One of the keys to being a successful forex trader is knowing when not to trade. For instance, most trading on Fridays lacks conviction. Market participants are tired and with the weekend dead in front of them, not motivated to take on any more risk. If anything, there may be an underlying forex trend toward selling. Mondays also can be problematic, since the rest of the world is still working on Sunday and hasn’t voted, with their pocketbooks, on any news that popped up during the weekend. It’s also a fact that the 5 biggest Forex market makers are all headquartered in either Europe or the US – not in Asia. Thus, there may be a decided lack of trading momentum on Mondays, and perhaps, even Tuesday mornings. Under such circumstances, limiting your trading to between Tuesday mornings and Thursday afternoons doesn’t seem that ridiculous.
In Forex, the name of the game is increasing your average profitability per week (or month). Then, it’s reducing your average drawdown per week (or month).

Why You Need To Look After Forex Capital

The size of your initial cash investment doesn’t count for much in Forex. What’s important is how you manage it. If you know how to consistently make a profit again and again, without suffering huge drawdowns (losses), then it really doesn’t matter if you start out with $100 or $10,000 – you are going to be a very successful trader. Assuming that you’ve figured out a winning strategy that can make a profit out of at least 6 out of 10 trades, then the name of the game is guarding your growing cash position well (i. e., trade defensively) plus trying to snuff out any losing trades. The reason for this is that every loss is drag on your profitability ratio.

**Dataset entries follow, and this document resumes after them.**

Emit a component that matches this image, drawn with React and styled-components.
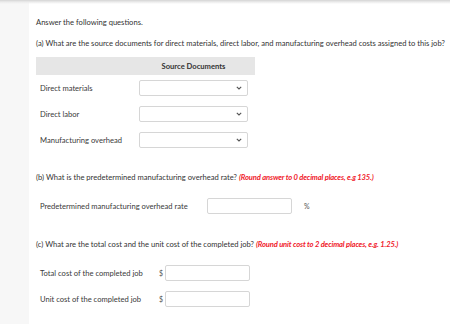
import React from 'react';
import styled, { createGlobalStyle } from 'styled-components';

const GlobalStyle = createGlobalStyle`
  *, *::before, *::after {
    box-sizing: border-box;
  }
  html, body {
    margin: 0;
    padding: 0;
    background: #ffffff;
    font-family: Lato, "Open Sans", Arial, sans-serif;
  }
`;

const Page = styled.div`
  position: relative;
  display: flex;
  width: 450px;
  height: 324px;
  overflow: hidden;
  background: #ffffff;
`;

const TopShadow = styled.div`
  position: absolute;
  left: 0;
  top: 0;
  right: 0;
  height: 4px;
  background: linear-gradient(#d4d4d4, #ececec 50%, rgba(255, 255, 255, 0));
`;

const Sidebar = styled.div`
  width: 29px;
  flex: none;
  background: #f7f7f7;
`;

const Content = styled.div`
  flex: 1;
  padding: 17px 0 0 7px;
  color: #333;
  font-size: 7.6px;
  line-height: 10px;
`;

const Paragraph = styled.p`
  margin: ${(p) => p.$top || 0}px 0 ${(p) => p.$gap || 0}px;
  white-space: nowrap;
`;

const Hint = styled.span`
  color: #f0202a;
  font-weight: 700;
  font-style: italic;
  letter-spacing: -0.15px;
`;

const Table = styled.div`
  width: 219px;
  display: flex;
  flex-direction: column;
`;

const HeaderBar = styled.div`
  display: grid;
  grid-template-columns: 103px 109px;
  height: 18px;
  align-items: center;
  background: #e6e6e6;
  font-weight: 700;
  color: #333;
  margin-bottom: 5px;
`;

const HeaderCell = styled.div`
  grid-column: 2;
  text-align: center;
`;

const TableRow = styled.div`
  display: grid;
  grid-template-columns: 103px 109px;
  align-items: center;
  & + & {
    margin-top: 10px;
  }
`;

const Label = styled.div`
  padding-left: 4px;
  color: #3a3a3a;
  white-space: nowrap;
`;

const SelectBox = styled.div`
  height: 16px;
  border: 1px solid #d6d6d6;
  border-radius: 2px;
  background: #fff;
  display: flex;
  align-items: center;
  justify-content: flex-end;
  padding-right: 5px;
`;

const Row = styled.div`
  display: flex;
  align-items: center;
  margin-bottom: ${(p) => p.$gap || 0}px;
`;

const RowLabel = styled.div`
  width: ${(p) => p.$w}px;
  padding-left: 4px;
  color: #3a3a3a;
  white-space: nowrap;
  flex: none;
`;

const Input = styled.div`
  width: 85px;
  height: 16px;
  border: 1px solid #d6d6d6;
  border-radius: 2px;
  background: #fff;
`;

const Unit = styled.span`
  color: #555;
  font-size: 7px;
  margin: ${(p) => p.$m};
`;

function Chevron() {
  return (
    <svg width="6" height="4" viewBox="0 0 6 4">
      <path d="M0.8 0.8 L3 3 L5.2 0.8" fill="none" stroke="#555" strokeWidth="1.1" />
    </svg>
  );
}

const sources = ['Direct materials', 'Direct labor', 'Manufacturing overhead'];

export default function App() {
  return (
    <>
      <GlobalStyle />
      <Page>
        <TopShadow />
        <Sidebar />
        <Content>
          <Paragraph $gap={11}>Answer the following questions.</Paragraph>
          <Paragraph $gap={9}>
            (a) What are the source documents for direct materials, direct labor, and manufacturing overhead costs assigned to this job?
          </Paragraph>
          <Table>
            <HeaderBar>
              <HeaderCell>Source Documents</HeaderCell>
            </HeaderBar>
            {sources.map((s) => (
              <TableRow key={s}>
                <Label>{s}</Label>
                <SelectBox>
                  <Chevron />
                </SelectBox>
              </TableRow>
            ))}
          </Table>
          <Paragraph $top={24} $gap={16}>
            (b) What is the predetermined manufacturing overhead rate? <Hint>(Round answer to 0 decimal places, e.g 135.)</Hint>
          </Paragraph>
          <Row $gap={25}>
            <RowLabel $w={171}>Predetermined manufacturing overhead rate</RowLabel>
            <Input />
            <Unit $m="0 0 0 12px">%</Unit>
          </Row>
          <Paragraph $gap={16}>
            (c) What are the total cost and the unit cost of the completed job? <Hint>(Round unit cost to 2 decimal places, e.g. 1.25.)</Hint>
          </Paragraph>
          <Row $gap={10}>
            <RowLabel $w={123}>Total cost of the completed job</RowLabel>
            <Unit $m="0 2px 0 0">$</Unit>
            <Input />
          </Row>
          <Row>
            <RowLabel $w={123}>Unit cost of the completed job</RowLabel>
            <Unit $m="0 2px 0 0">$</Unit>
            <Input />
          </Row>
        </Content>
      </Page>
    </>
  );
}
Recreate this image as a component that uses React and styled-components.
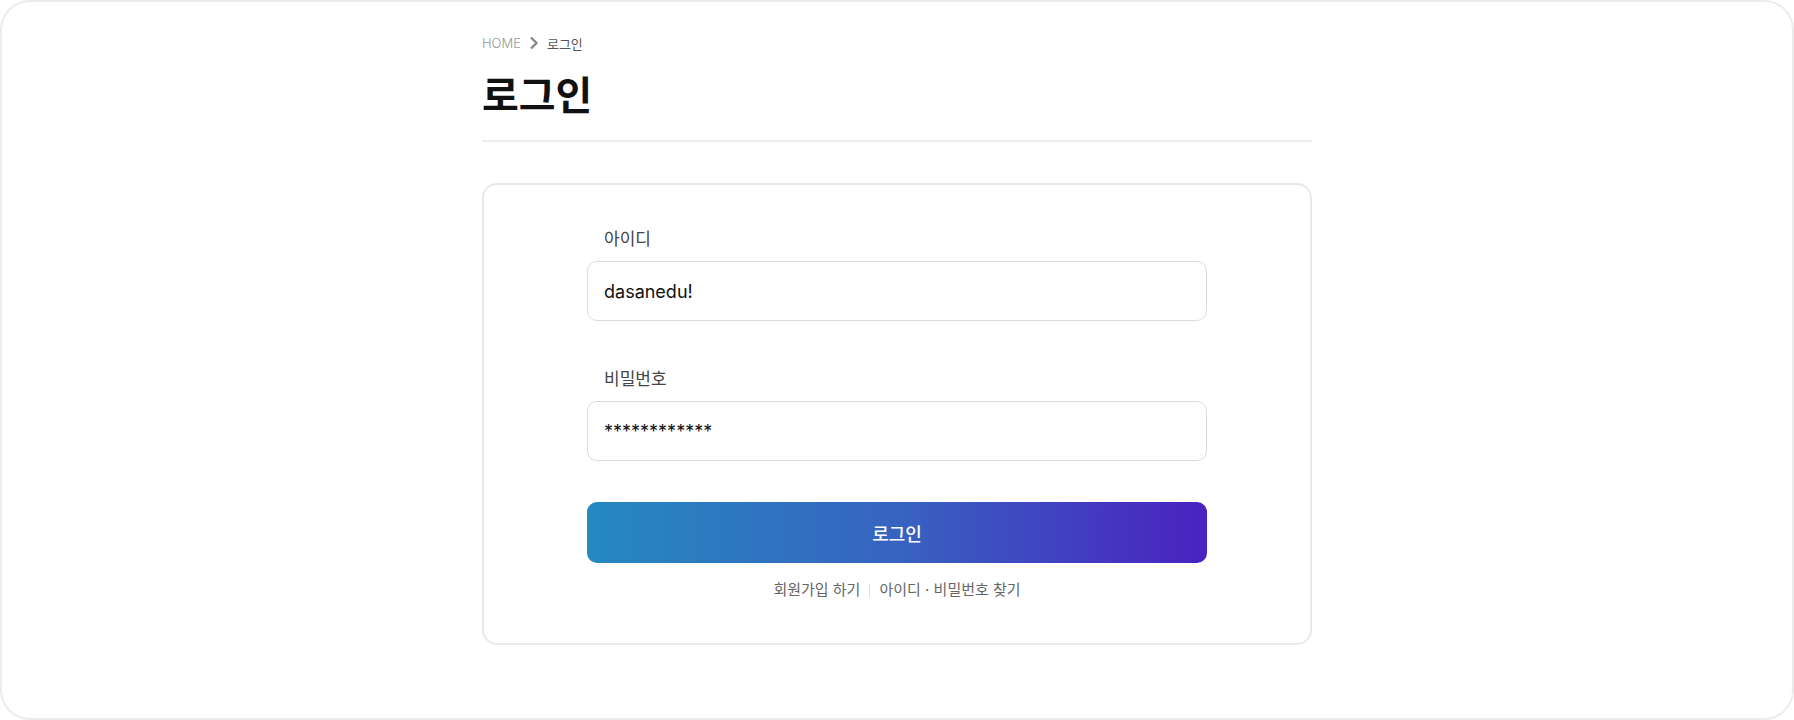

You Need Capital To Make A Profit In Forex

When trading Forex, on the internet, there are many brokers offering “mini” and “micro” accounts. (See “100forexbrokers.com” for a good initial listing.) Most of these forex accounts do not require a lot of upfront cash but, curiously, offer the same leverage ratios that come with “standard accounts”. So, it doesn’t really matter how much money you have – or, don’t have – when starting up. What really counts is how profitable you make each trade thereafter. This depends upon how well thought out and successful your forex trading strategy is. If you’re not make a profit 6 out of 10 times, on your “demo account”, do not open up a “live account” – mini-, micro- or standard-sized – until you know that you are not going to lose your capital.

Compound Capital For Better Forex Trading Results

One reason why “positive interest rate carry” positions are so popular in forex trend trade is because you can use your initial profits to fund further positions while the trend is unfolding. What happened with the USD/JPY after Japanese Prime Minister Abe got elected in late 2012 is a perfect example. “Everyone” (i. e., from George Soros and Jeff Gundlach on down) jumped into long positions (around USD/JPY 80) with the idea of not getting out until USD/JPY 100 was hit (which happened in early May). Such a run would give ample opportunity to “lay on” new positions covered by an ever-increasing cash margin account. This also probably explains why the USD/JPY suffered 4 down weeks soon after hitting USD/JPY 100.